Gov. Phil Murphy signed an executive order on Wednesday that tightens a gift disclosure loophole used by his predecessor, former Gov. Chris Christie.
Murphy’s second executive order narrows a loophole that allowed Christie to conceal gifts from people he claimed were friends on his personal financial disclosure forms. Under Murphy’s executive order, only those who’ve had a relationship with the governor for at least three years before he took office on Tuesday will be considered “long-time personal friends” whose gifts won’t be subject to disclosure.
Murphy signed the order in front of the press before his first meeting with cabinet members.
He said he wanted to establish a “bright line distinction between pre-existing relationships and folks that we’ve met in a political context.” In addition, he said the order will match federal rules that require gifts valued at $390 or more to be disclosed.
“If we knew you before Jan. 16, 2015, you’re in a different category than if we met you since then,” Murphy said. “And if we met you since then, and [the gift is] above that federal limit, it’s going to be subject to complete, 100 percent complete transparency and disclosure.”
He did not mention Christie during the signing event in Trenton, but his executive action addresses an issue that was controversial during the previous administration.

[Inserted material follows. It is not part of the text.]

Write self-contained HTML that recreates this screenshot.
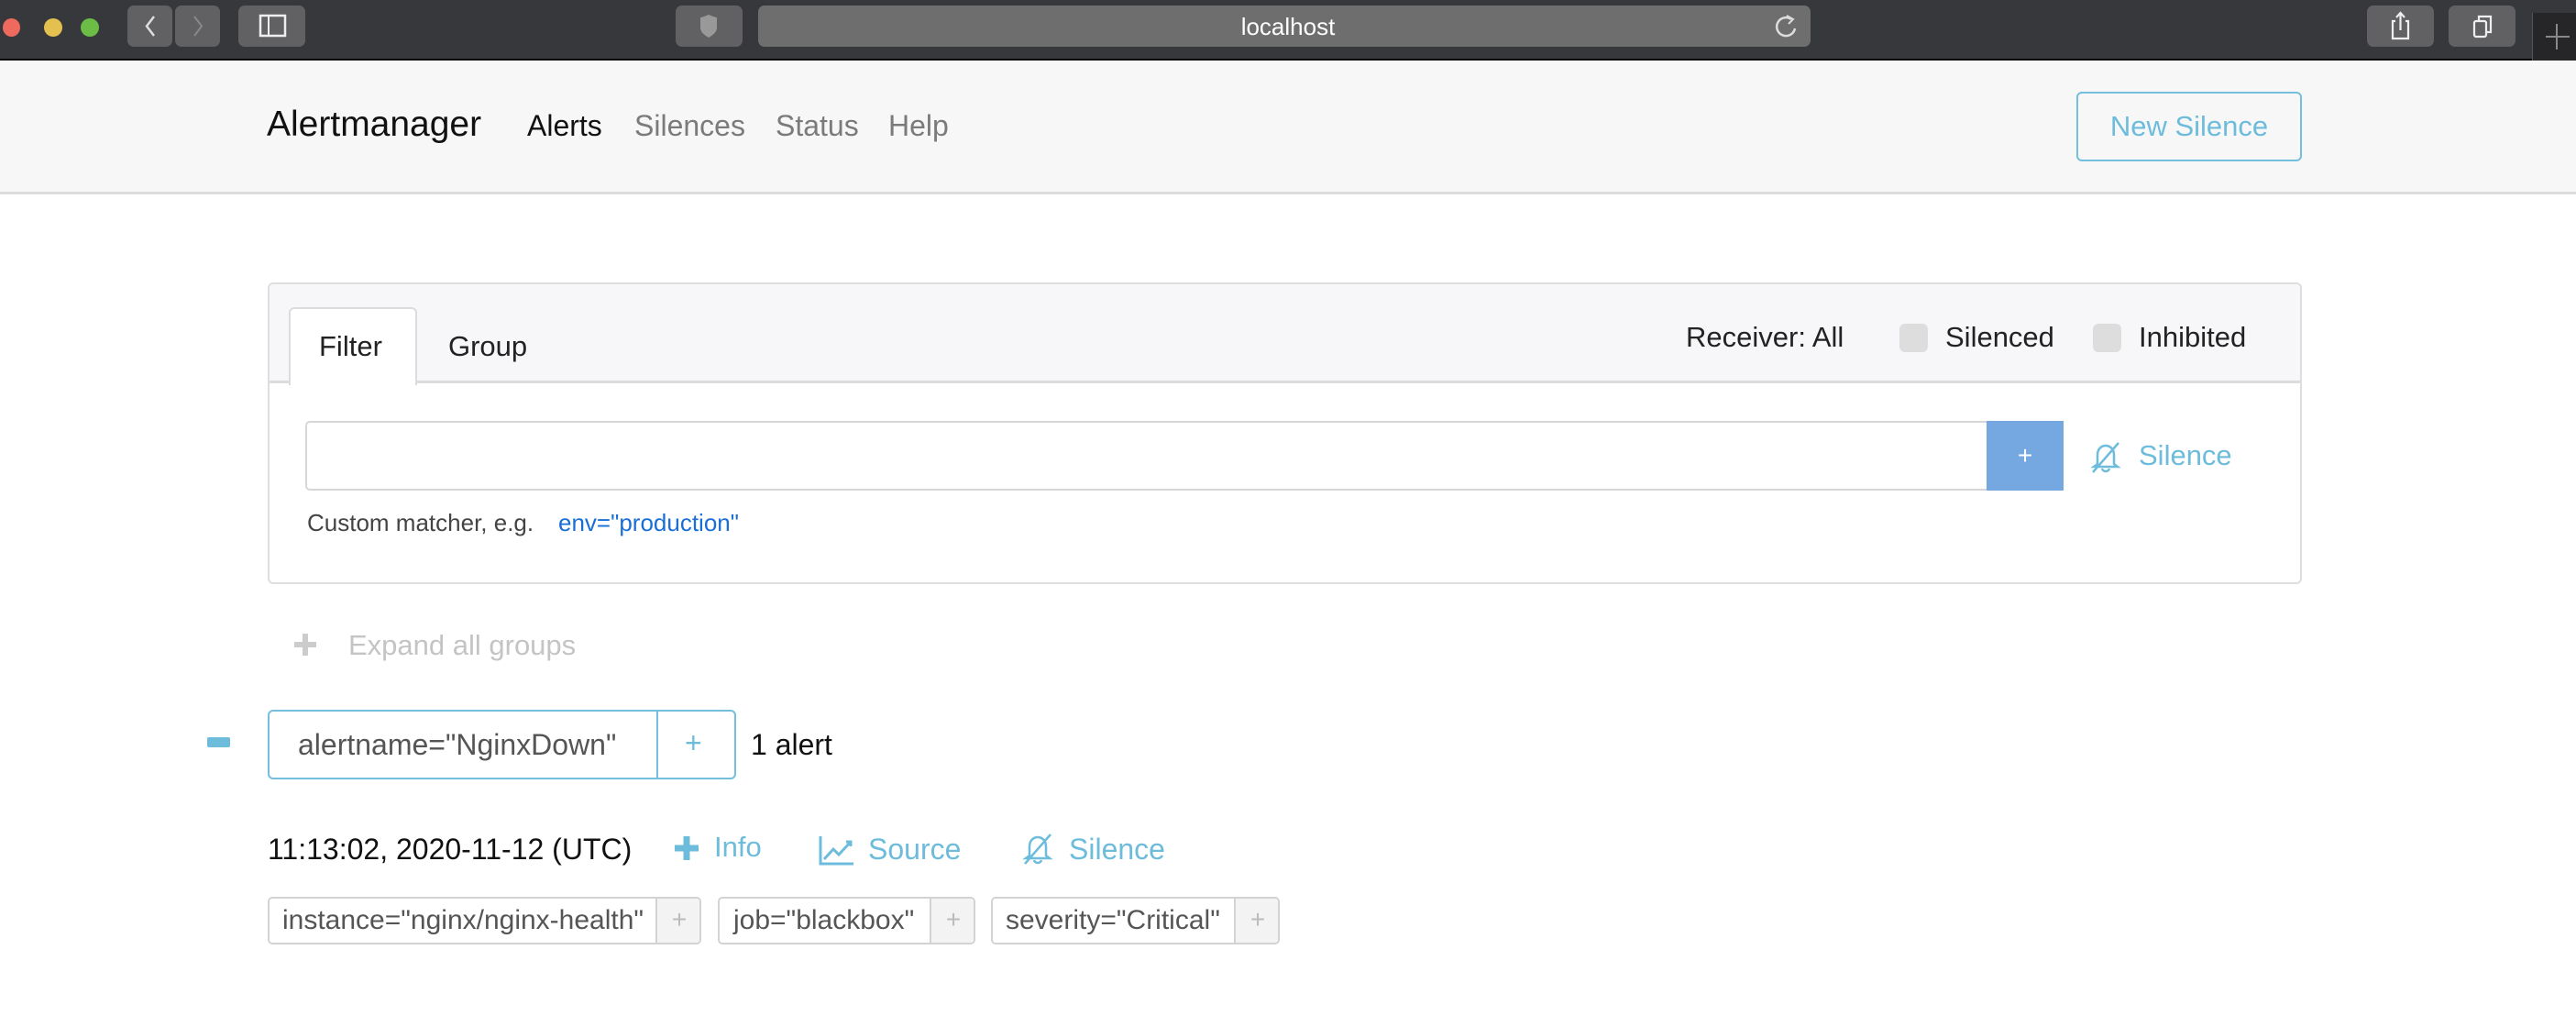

While governor, Christie didn’t disclose Dallas Cowboys game tickets he got from the football team’s wealthy owner, Jerry Jones, arguing he didn’t have to because Jones was a friend. Christie’s disclosure forms also never included a free hotel stay in Jordan that his family received in 2012, with the costs covered by King Abdullah II.
In addition to narrowing the gift loophole, Murphy’s executive order establishes other financial disclosure rules and restrictions for himself and top members of his administration.